ELSI(Ethical, Legal and Social Issues)分野
現代の科学技術の方向性と評価のあり方を探る

小林 傳司 先生

領域代表者 
大阪大学 COデザインセンター
特任教授

一般市民の「科学は必ず不変の正解を提供できる」という常識を変えたい

日本では高校に進学した時点で文系と理系が分けられるため、中学で学んだ理科の内容が国民共通の知識であり、その後文系を選択した場合には、理系的知識は相当乏しく、偏ったものになります。しかも、そこで学ぶ理科は、もはや変わることがないと考えられる、かなり確実な知識で構成されているので「しっかり勉強すれば、化学も生物もテストで100点を取れるはず」という認識を持つことになってしまいます。

しかし、現実の科学はそうではありません。どんな問題についても科学が常に即座に正解を出せるというわけではありません。わからないことがあるから研究するのであり、研究を通じて、見解は訂正されていくのが科学の常態なのです。だから、コロナ禍を通じて、科学者の見解は2年前と現在で大きく変わりました。

ELSIは純粋に哲学のみを専攻してきた研究者には難しい。人社系の知見に加え、一定の理系知識のバックグラウンドが求められる

また、ヨーロッパでは当初、マスクの着用は「東アジアの奇妙な風習」と軽視されていました。しかし、急に科学者たちが「感染予防にマスクは必要である と意見を変えたため、市民から「最初の話と違う」と反発が起こりました。

また、イギリスは国際社会から「感染爆発を起こした国」 と認識されたことを受けて、感染症対策に関する検証委員会を設立しました。レポートでは、イギリス国内の科学者のみで感染対策を議論した結果、視野狭窄に陥っていたと指摘されています。海外で有効な対策が実施されていても、それに学ぶ姿勢に欠けていたと批判されています。今回のCovid-19の厄介さが表れています。どこの国も成功していないのです。科学という営みは人類の手にした最強の知的ツールですが、やはり限界と不確実性を伴うものなのです。このダイナミックな性格の理解が重要なのです。
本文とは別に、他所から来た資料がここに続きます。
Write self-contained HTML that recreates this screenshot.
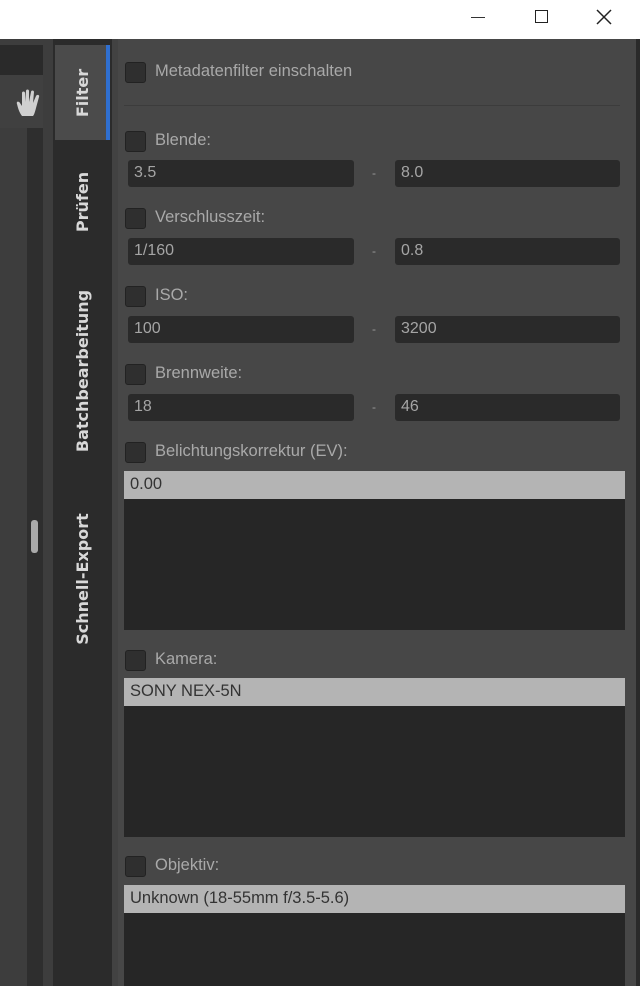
<!DOCTYPE html>
<html><head><style>
*{margin:0;padding:0;box-sizing:border-box}
body{width:640px;height:986px;overflow:hidden;background:#474747;font-family:"Liberation Sans",sans-serif;position:relative}
.a{position:absolute}
.cb{position:absolute;left:125px;width:21px;height:21px;background:#2f2f2f;border:1px solid #222;border-radius:3px}
.lbl{position:absolute;left:155px;color:#a9a9a9;font-size:16.5px}
.in{position:absolute;height:27px;background:#2a2a2a;border-radius:3px;color:#a5a5a5;font-size:16px;padding:4px 0 0 6px}
.dash{position:absolute;left:372px;color:#999;font-size:12px}
.lh{position:absolute;left:124px;width:501px;height:28px;background:#b4b4b4;color:#333;font-size:16.5px;padding:4px 0 0 6px}
.lb{position:absolute;left:124px;width:501px;background:#262626}
.vt{position:absolute;color:#d8d8d8;font-weight:bold;font-family:"DejaVu Sans",sans-serif;font-size:16px;transform:rotate(-90deg);transform-origin:center;white-space:nowrap;text-align:center;width:200px;left:-17px;line-height:20px}
</style></head><body>
<div class="a" style="left:0;top:0;width:640px;height:39px;background:#fff"></div>
<div class="a" style="left:471px;top:17px;width:14px;height:1px;background:#333"></div>
<div class="a" style="left:535px;top:10px;width:13px;height:13px;border:1.5px solid #222"></div>
<svg class="a" style="left:596px;top:9px" width="16" height="16"><path d="M1 1L15 15M15 1L1 15" stroke="#222" stroke-width="1.5"/></svg>
<div class="a" style="left:0;top:39px;width:53px;height:947px;background:#3d3d3d"></div>
<div class="a" style="left:0;top:45px;width:43px;height:30px;background:#2a2a2a"></div>
<div class="a" style="left:0;top:75px;width:43px;height:53px;background:#404040"></div>
<div class="a" style="left:27px;top:128px;width:16px;height:858px;background:#2e2e2e"></div>
<div class="a" style="left:31px;top:520px;width:7px;height:33px;background:#aaa;border-radius:3px"></div>
<svg class="a" style="left:16px;top:88px" width="26" height="30" viewBox="0 0 26 30"><path d="M6 28 C3 24 2 20 1 16 C0 13 3 13 4 15 L6 18 L6 5 C6 3 9 3 9 5 L9 14 L10 3 C10 1 13 1 13 3 L13 14 L15 4 C15 2 18 2 18 4 L17 15 L20 8 C21 6 24 7 23 9 L20 20 C19 24 18 27 17 28 Z" fill="#d0d0d0"/></svg>
<div class="a" style="left:53px;top:39px;width:59px;height:947px;background:#2b2b2b"></div>
<div class="a" style="left:55px;top:45px;width:55px;height:95px;background:#4b4b4b;border-right:4px solid #2f6fd0"></div>
<div class="vt" style="top:83px">Filter</div>
<div class="vt" style="top:192px">Prüfen</div>
<div class="vt" style="top:361px">Batchbearbeitung</div>
<div class="vt" style="top:569px">Schnell-Export</div>
<div class="a" style="left:636px;top:39px;width:4px;height:947px;background:#2a2a2a"></div>
<div class="a" style="left:112px;top:39px;width:6px;height:947px;background:#424242"></div>

<div class="cb" style="top:62px"></div><div class="lbl" style="top:62px">Metadatenfilter einschalten</div>
<div class="a" style="left:124px;top:105px;width:496px;height:1px;background:#3c3c3c"></div>

<div class="cb" style="top:131px"></div><div class="lbl" style="top:131px">Blende:</div>
<div class="in" style="left:128px;top:160px;width:226px">3.5</div><div class="dash" style="top:166px">-</div><div class="in" style="left:395px;top:160px;width:225px">8.0</div>

<div class="cb" style="top:208px"></div><div class="lbl" style="top:208px">Verschlusszeit:</div>
<div class="in" style="left:128px;top:238px;width:226px">1/160</div><div class="dash" style="top:244px">-</div><div class="in" style="left:395px;top:238px;width:225px">0.8</div>

<div class="cb" style="top:286px"></div><div class="lbl" style="top:286px">ISO:</div>
<div class="in" style="left:128px;top:316px;width:226px">100</div><div class="dash" style="top:322px">-</div><div class="in" style="left:395px;top:316px;width:225px">3200</div>

<div class="cb" style="top:364px"></div><div class="lbl" style="top:364px">Brennweite:</div>
<div class="in" style="left:128px;top:394px;width:226px">18</div><div class="dash" style="top:400px">-</div><div class="in" style="left:395px;top:394px;width:225px">46</div>

<div class="cb" style="top:442px"></div><div class="lbl" style="top:442px">Belichtungskorrektur (EV):</div>
<div class="lh" style="top:471px">0.00</div><div class="lb" style="top:499px;height:131px"></div>

<div class="cb" style="top:650px"></div><div class="lbl" style="top:650px">Kamera:</div>
<div class="lh" style="top:678px">SONY NEX-5N</div><div class="lb" style="top:706px;height:131px"></div>

<div class="cb" style="top:856px"></div><div class="lbl" style="top:856px">Objektiv:</div>
<div class="lh" style="top:885px">Unknown (18-55mm f/3.5-5.6)</div><div class="lb" style="top:913px;height:73px"></div>
</body></html>
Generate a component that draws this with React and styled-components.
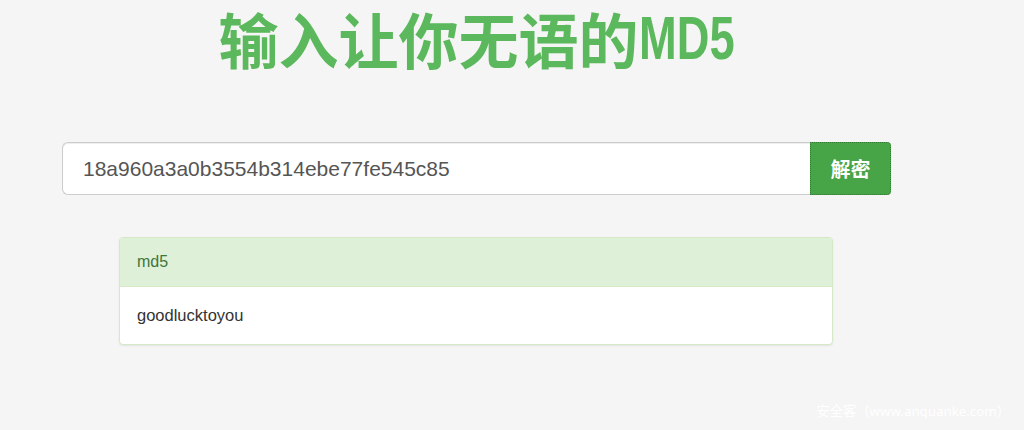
import React from 'react';
import styled, { createGlobalStyle } from 'styled-components';

const GlobalStyle = createGlobalStyle`
  html, body {
    margin: 0;
    padding: 0;
    background: #f5f5f5;
    font-family: "Liberation Sans", "Noto Sans CJK SC", Arial, sans-serif;
    color: #333;
  }
`;

const Page = styled.div`
  position: relative;
  width: 1024px;
  height: 430px;
  overflow: hidden;
`;

const Column = styled.div`
  width: 829px;
  margin-left: 62px;
`;

const Title = styled.h1`
  margin: 0;
  text-align: center;
  font-family: "Noto Sans CJK SC", sans-serif;
  font-size: 60px;
  line-height: 76px;
  font-weight: 700;
  color: #5cb85c;
`;

/* the Latin part of the title is a tall, condensed face */
const Latin = styled.span`
  display: inline-block;
  font-family: "Liberation Sans", Arial, sans-serif;
  font-weight: 700;
  font-size: 62px;
  line-height: 76px;
  vertical-align: top;
  transform: scaleX(0.73);
  transform-origin: left center;
  margin-right: -35px;
`;

const SearchRow = styled.form`
  display: flex;
  margin-top: 66px;
  height: 53px;
`;

const Input = styled.input`
  flex: 1;
  box-sizing: border-box;
  height: 53px;
  padding: 0 20px;
  border: 1px solid #ccc;
  border-right: none;
  border-radius: 6px 0 0 6px;
  background: #fff;
  box-shadow: inset 0 1px 1px rgba(0, 0, 0, 0.075);
  font-family: "Liberation Sans", Arial, sans-serif;
  font-size: 21px;
  color: #555;
  outline: none;
`;

const Button = styled.button`
  width: 81px;
  height: 53px;
  box-sizing: border-box;
  border: 1px dotted #2f7d2f;
  border-radius: 0 4px 4px 0;
  background: #47a447;
  color: #fff;
  font-family: "Noto Sans CJK SC", sans-serif;
  font-weight: 700;
  font-size: 20px;
  cursor: pointer;
`;

const Panel = styled.div`
  margin: 42px 58px 0 57px;
  border: 1px solid #d6e9c6;
  border-radius: 4px;
  background: #fff;
  box-shadow: 0 1px 2px rgba(0, 0, 0, 0.08);
  overflow: hidden;
`;

const PanelHeading = styled.div`
  height: 48px;
  display: flex;
  align-items: center;
  padding: 0 17px;
  background: #dff0d8;
  border-bottom: 1px solid #d6e9c6;
  color: #3c763d;
  font-size: 16px;
`;

const PanelBody = styled.div`
  height: 57px;
  display: flex;
  align-items: center;
  padding: 0 17px;
  font-size: 16.5px;
  color: #333;
`;

const Watermark = styled.div`
  position: absolute;
  right: 14px;
  bottom: 10px;
  font-family: "Noto Sans", "Noto Sans CJK SC", sans-serif;
  font-size: 13.3px;
  color: #ffffff;
`;

export default function App() {
  return (
    <Page>
      <GlobalStyle />
      <Column>
        <Title>
          输入让你无语的<Latin>MD5</Latin>
        </Title>
        <SearchRow onSubmit={(e) => e.preventDefault()}>
          <Input defaultValue="18a960a3a0b3554b314ebe77fe545c85" />
          <Button type="submit">解密</Button>
        </SearchRow>
        <Panel>
          <PanelHeading>md5</PanelHeading>
          <PanelBody>goodlucktoyou</PanelBody>
        </Panel>
      </Column>
      <Watermark>安全客（www.anquanke.com）</Watermark>
    </Page>
  );
}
私は理学部の出身ですが、実験科学者にはならず(なれず)、科学と社会の関係について研究する道を選びました。そのためには、理系と人文社会科学系の両方の知識と視点を持つ必要がありました。私の実感ですが、理工系の研究者の中には少数ながら、科学と社会の関係やELSIに興味を持つ人材が必ず現れます。日本の有望な大学の理工系にひとつ、科学と社会の関係やELSIを扱う研究室を設けておけば、少数派ではありますが継続的に関心を持つ学生が出てくるのではないでしょうか。

ELSIの研究者に期待すること

採択された4つの研究課題は、バイオテクノロジーやAI、個人情報など、喫緊の課題をテーマとするものばかりです。各分野の助成研究者の方々に特に重視してほしいのは「人社系の考え方をどのように理工系のリアリティに近づけていくか」です。研究者は放っておくと自分の専門分野に傾倒しがちです。それは議論を深めるために必要なことではありますが、ELSIに関しては常に、自分の言葉が研究現場に届く言葉であるかどうかを重視し、検討するべきだと思っています。